Note that these questions are targeted at schools that do not allow me to upload a CV otherwise I think half of these questions would go away.

  1. Courses

1a) Is it silly or a waste of space to talk about your math background? Or should I assume the graduate committee already has this?

1b) Some schools I have checked out actually asked me to list out all my junior/senior courses along with their books, I guess for those schools I don’t need to? What about those who do not?

1c) Should I write or mention courses I have self-studied? Or is this completely irrelevant to them?

1d) Should I also bother explaining one W and one ‘bad’ mark that happened in the summer?

1e) Should I mention my math department is understaffed and I tried to take as many “hard” classes as possible? How understaffed? We have only at most four math classes at the senior level every year. We are so small that most junior/senior classes stop only at the introductory level.

For example, we only have: introductory PDE, introductory Number Theory, introductory Algebra, and Topology does not even exist at my university.

Very rarely do we get continuations to those courses.

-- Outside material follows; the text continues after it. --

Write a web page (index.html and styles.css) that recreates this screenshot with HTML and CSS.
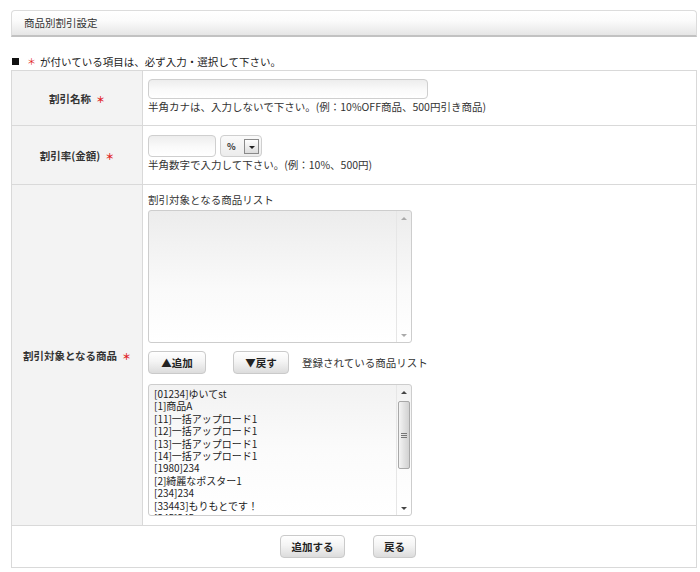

In comparison with all the other areas, we have quite a lot of Analysis courses, but all of them are focused in Optimization (excluding Real Analysis, we usually have one to two Analysis classes).

We have no Calculus of Variation, no Measure Theory, almost nothing.

FYI, I had to go out my way to bug a professor to request an extra Analysis course this year to the unit head and even then I am short on Math classes next year.

  1. TA experience

2a) Should I talk about this? How will they even verify me? Because I have done some things that most TA don’t do at my university – writing exam solutions. The prof I TA’d for left everything for me to do, except the teaching and actually writing the midterms/finals. I never had a class with him, so I am not so sure about asking him to write a letter for me.

2b) I also TA’d for another prof at another campus during one summer term(same university, but different Math department), should I mention this?

EDIT: I can provide a link of my exam solutions through the prof's site. I think he will give me permission, should I include this?

3) Research Experience

I have very very little experience, so much that I could probably only write one or two short sentences about it. I also have no publication, but I think the prof I worked for can
confirm that I did do research under him.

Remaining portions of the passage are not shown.